L'Association médicale du Québec (AMQ) explique en majeure partie cette mauvaise utilisation des fonds publics par un nombre trop élevé et non pertinent de prélèvements, d'examens, d'analyses sanguines et de traitements, mais aussi de réadmissions à l'hôpital, d'hospitalisations prolongées en raison d'une infection acquise à l'hôpital ou d'un incident évitable.
Selon le président de l'Association, le DrLaurent Marcoux, il revient aux médecins de revoir leur pratique pour diminuer le surdiagnostic, le surtraitement et non aux administrateurs et au gouvernement. «On peut dénoncer que l'appareil administratif de la santé fait défaut. Il y en a plusieurs qui le font. Certainement qu'il y aurait du ménage à faire de ce côté pour mieux utiliser les argents publics et pour donner des meilleurs services aux patients», a-t-il commenté, hier, au Soleil, en marge d'un symposium sur le surdiagnostic.
Patients à éduquer
Les médecins ne sont pas les seuls responsables de la mauvaise utilisation des ressources. Les patients qui demandent bien souvent davantage d'examens et de traitements doivent aussi être mis à contribution. «Le patient peut être frustré si on lui refuse un examen. Il ne l'acceptera pas. Il va aller voir un autre médecin. Il faut amener le patient à comprendre pourquoi on ne fait pas telle investigation tout de suite», a dit le Dr Marcoux.

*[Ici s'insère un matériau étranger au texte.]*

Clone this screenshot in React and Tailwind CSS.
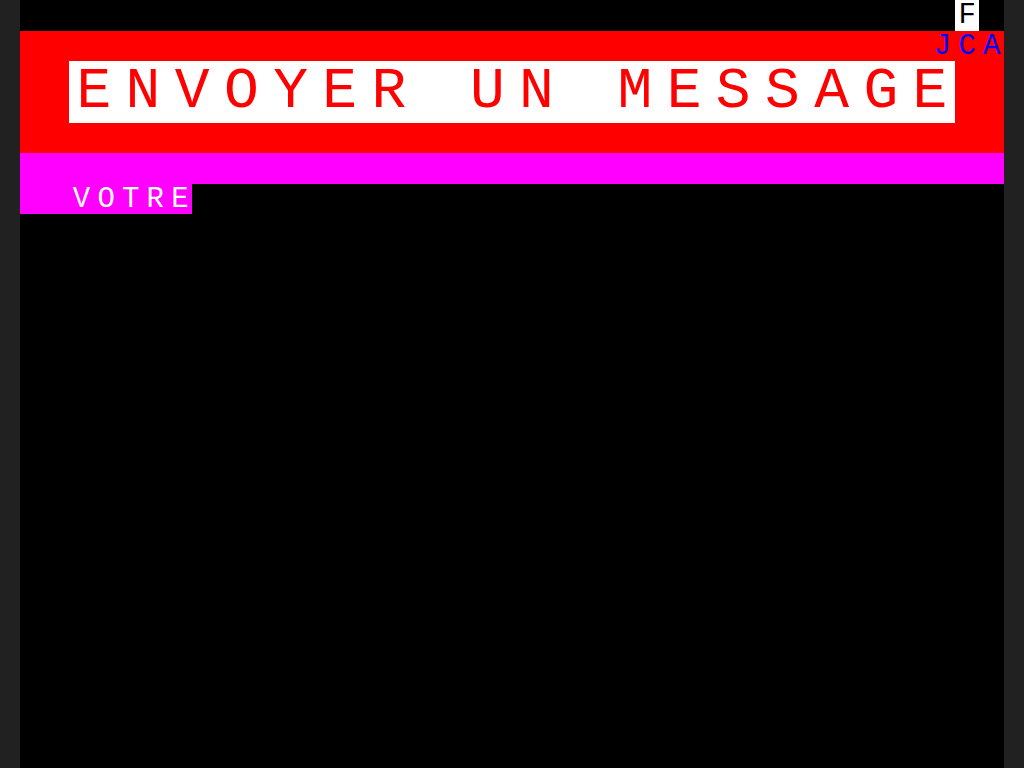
const CELL = "w-[24.6px]";
const DCELL = "w-[49.2px]";

function Chars({ text, double }) {
  return (
    <>
      {text.split("").map((c, i) => (
        <span key={i} className={`${double ? DCELL : CELL} shrink-0 text-center`}>
          {c === " " ? "\u00a0" : c}
        </span>
      ))}
    </>
  );
}

export default function App() {
  return (
    <div className="w-[1024px] h-[768px] bg-[#212121] px-[20px] font-['Liberation_Mono',monospace]">
      <div className="w-[984px] h-full bg-black flex flex-col">
        {/* row 0 */}
        <div className="h-[31px] flex justify-end pr-[24.6px]">
          <div className="h-[31px] bg-white text-black flex items-center text-[29px] leading-[29px]">
            <Chars text="F" />
          </div>
        </div>

        {/* header rows 1-4 */}
        <div className="h-[122px] bg-[#ff0000] flex flex-col">
          <div className="h-[30px] flex justify-end items-center text-[#0000ff] text-[29px] leading-[29px]">
            <Chars text="JCA" />
          </div>
          <div className="flex pl-[49.2px]">
            <div className="h-[62px] bg-white text-[#ff0000] flex items-center text-[58px] leading-[58px]">
              <Chars text="ENVOYER UN MESSAGE" double />
            </div>
          </div>
        </div>

        {/* row 5 */}
        <div className="h-[31px] bg-[#ff00ff]" />

        {/* row 6 */}
        <div className="h-[30px] flex">
          <div className="w-[172px] bg-[#ff00ff] text-white flex items-center pl-[49.2px] text-[29px] leading-[29px]">
            <Chars text="VOTRE" />
          </div>
        </div>
      </div>
    </div>
  );
}
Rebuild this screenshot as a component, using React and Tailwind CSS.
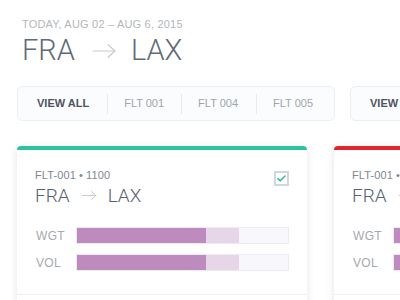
import React from "react";

function Arrow({ w, h, color, sw = 1.2 }) {
  return (
    <svg width={w} height={h} viewBox={`0 0 ${w} ${h}`} fill="none" stroke={color} strokeWidth={sw} strokeLinecap="round" strokeLinejoin="round">
      <line x1="1" y1={h / 2} x2={w - 1} y2={h / 2} />
      <polyline points={`${w - 1 - h / 2 + 1},1.5 ${w - 1},${h / 2} ${w - 1 - h / 2 + 1},${h - 1.5}`} />
    </svg>
  );
}

const tabPad = ["pl-[19px] pr-[18px]", "pl-[16px] pr-[17px]", "pl-[16px] pr-[18px]", "pl-[16px] pr-[21px]"];

function TabBar({ items }) {
  return (
    <div className="flex items-center h-[35px] shrink-0 rounded-[6px] border border-[#eceef1] bg-[#fbfcfd]">
      {items.map((it, i) => (
        <React.Fragment key={i}>
          {i > 0 && <div className="w-px h-[20px] bg-[#e8eaed]" />}
          <div
            className={
              "text-[11px] leading-none whitespace-nowrap " +
              tabPad[i] +
              (i === 0 ? " font-bold text-[#4d5363]" : " text-[#9fa4aa]")
            }
          >
            {it}
          </div>
        </React.Fragment>
      ))}
    </div>
  );
}

function Bar({ label, dark, light }) {
  return (
    <div className="flex items-center h-[17px]">
      <div className="w-[41px] pl-[1px] text-[12px] leading-none text-[#a6a9ae] tracking-[0.3px]">{label}</div>
      <div className="relative flex-1 h-[17px] bg-[#f8f7fb] border border-[#ecebf1] overflow-hidden">
        <div className="absolute left-0 top-0 bottom-0 bg-[#e6d6e7]" style={{ width: light + "%" }} />
        <div className="absolute left-0 top-0 bottom-0 bg-[#be8bbf]" style={{ width: dark + "%" }} />
      </div>
    </div>
  );
}

function Card({ color, checked }) {
  return (
    <div className="w-[290px] shrink-0 bg-white rounded-[4px] shadow-[0_2px_9px_rgba(0,0,0,0.11)] overflow-hidden">
      <div className="h-[4px]" style={{ background: color }} />
      <div className="px-[18px] pt-[20px]">
        <div className="flex justify-between items-start">
          <div>
            <div className="text-[11px] leading-none text-[#7f8791] tracking-[0.1px]">FLT-001 • 1100</div>
            <div className="flex items-center mt-[5px] text-[19px] leading-none text-[#59626f] font-['Roboto'] font-light">
              <span>FRA</span>
              <span className="ml-[11px] mr-[11px] flex items-center">
                <Arrow w={16} h={11} color="#c8ccd1" sw={1} />
              </span>
              <span>LAX</span>
            </div>
          </div>
          {checked && (
            <div className="w-[15px] h-[15px] mt-[1px] border-2 border-[#d3d6da] bg-white flex items-center justify-center">
              <svg width="9" height="7" viewBox="0 0 9 7" fill="none" stroke="#35bf9d" strokeWidth="1.6" strokeLinecap="round" strokeLinejoin="round">
                <polyline points="1,3.6 3.3,5.8 8,1" />
              </svg>
            </div>
          )}
        </div>
        <div className="mt-[22px] flex flex-col gap-[10px]">
          <Bar label="WGT" dark={61.3} light={77} />
          <Bar label="VOL" dark={61.3} light={77} />
        </div>
      </div>
      <div className="mt-[23px] border-t border-[#eeeff1] h-[40px]" />
    </div>
  );
}

export default function App() {
  return (
    <div className="w-[400px] h-[300px] overflow-hidden bg-white font-['Liberation_Sans',Arial,sans-serif]">
      <div className="pl-[22px] pt-[19px]">
        <div className="text-[11px] leading-none text-[#b3b7bb] tracking-[0.2px]">TODAY, AUG 02 – AUG 6, 2015</div>
        <div className="flex items-center mt-[6px] text-[29px] leading-none text-[#5f6b76] font-['Roboto'] font-light">
          <span>FRA</span>
          <span className="ml-[17px] mr-[15px] flex items-center">
            <Arrow w={24} h={16} color="#c6cbcf" sw={1.1} />
          </span>
          <span>LAX</span>
        </div>
      </div>
      <div className="flex gap-[15px] pl-[17px] mt-[21px]">
        <TabBar items={["VIEW ALL", "FLT 001", "FLT 004", "FLT 005"]} />
        <TabBar items={["VIEW ALL", "FLT 001", "FLT 004", "FLT 005"]} />
      </div>
      <div className="flex gap-[27px] pl-[17px] mt-[25px]">
        <Card color="#2dc3a0" checked />
        <Card color="#e1262b" />
      </div>
    </div>
  );
}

«Ne serait-ce qu'on atteindrait que la moitié du 5 milliards $ dans un avenir assez rapproché. On pourrait réallouer une partie des économies aux enfants de deux à quatre ans, par exemple, qui attendent pour des évaluations pour les troubles de comportement. C'est un sujet qui me préoccupe beaucoup», a-t-il suggéré.
Choisir avec soin
On a également profité du symposium pour lancer une nouvelle campagne de sensibilisation auprès des médecins et des patients pour revoir certaines pratiques. Le site www.choisiravecsoin.org présente une liste de 40 examens et traitements qui pourraient apporter des économies importantes.
Un des exemples de surdiagnostic est un examen de radiographie ou de résonnance magnétique pour un mal de dos. «Une personne qui a mal au dos peut avoir eu sept ou huit radiographies ou examens de résonance magnétique au cours de sa vie et ça n'a rien changé à son mal de dos. Maintenant, pour les lombalgies, on recommande de ne pas faire d'imagerie médicale avant au moins six mois à moins qu'il y ait des signes d'alarme, si la personne a des symptômes associés, a perdu du poids», a expliqué le Dr Marcoux.
En plus de coûter cher, les examens diagnostiques en trop ne sont pas sans conséquence sur les patients, a-t-il souligné. «Ils ont tous un effet de mauvaise qualité. Ils mettent le patient à risque. Il y a eu des milliers de radiations inutiles qui peuvent avoir des conséquences très fâcheuses, pas immédiatement, mais 5, 10, 15 ans après, et développer un cancer parce que le patient a été trop irradié», a ajouté le médecin.
Avec cet exemple et bien d'autres, le président de l'AMQ est persuadé qu'il ne manque pas d'argent dans le réseau de la santé au Québec contrairement à bien des affirmations. «L'argent est tout simplement mal utilisé. Les modes d'allocation des budgets sont archaïques, les mécanismes de reddition de comptes insuffisants, les outils d'évaluation de la performance quasi inexistants. Il est grand temps de cesser de se demander par quels moyens on devrait pomper plus d'argent dans notre système. On doit plutôt s'interroger sur les moyens à prendre pour en augmenter l'efficacité et l'efficience», a écrit le Dr Marcoux dans une communication précédente.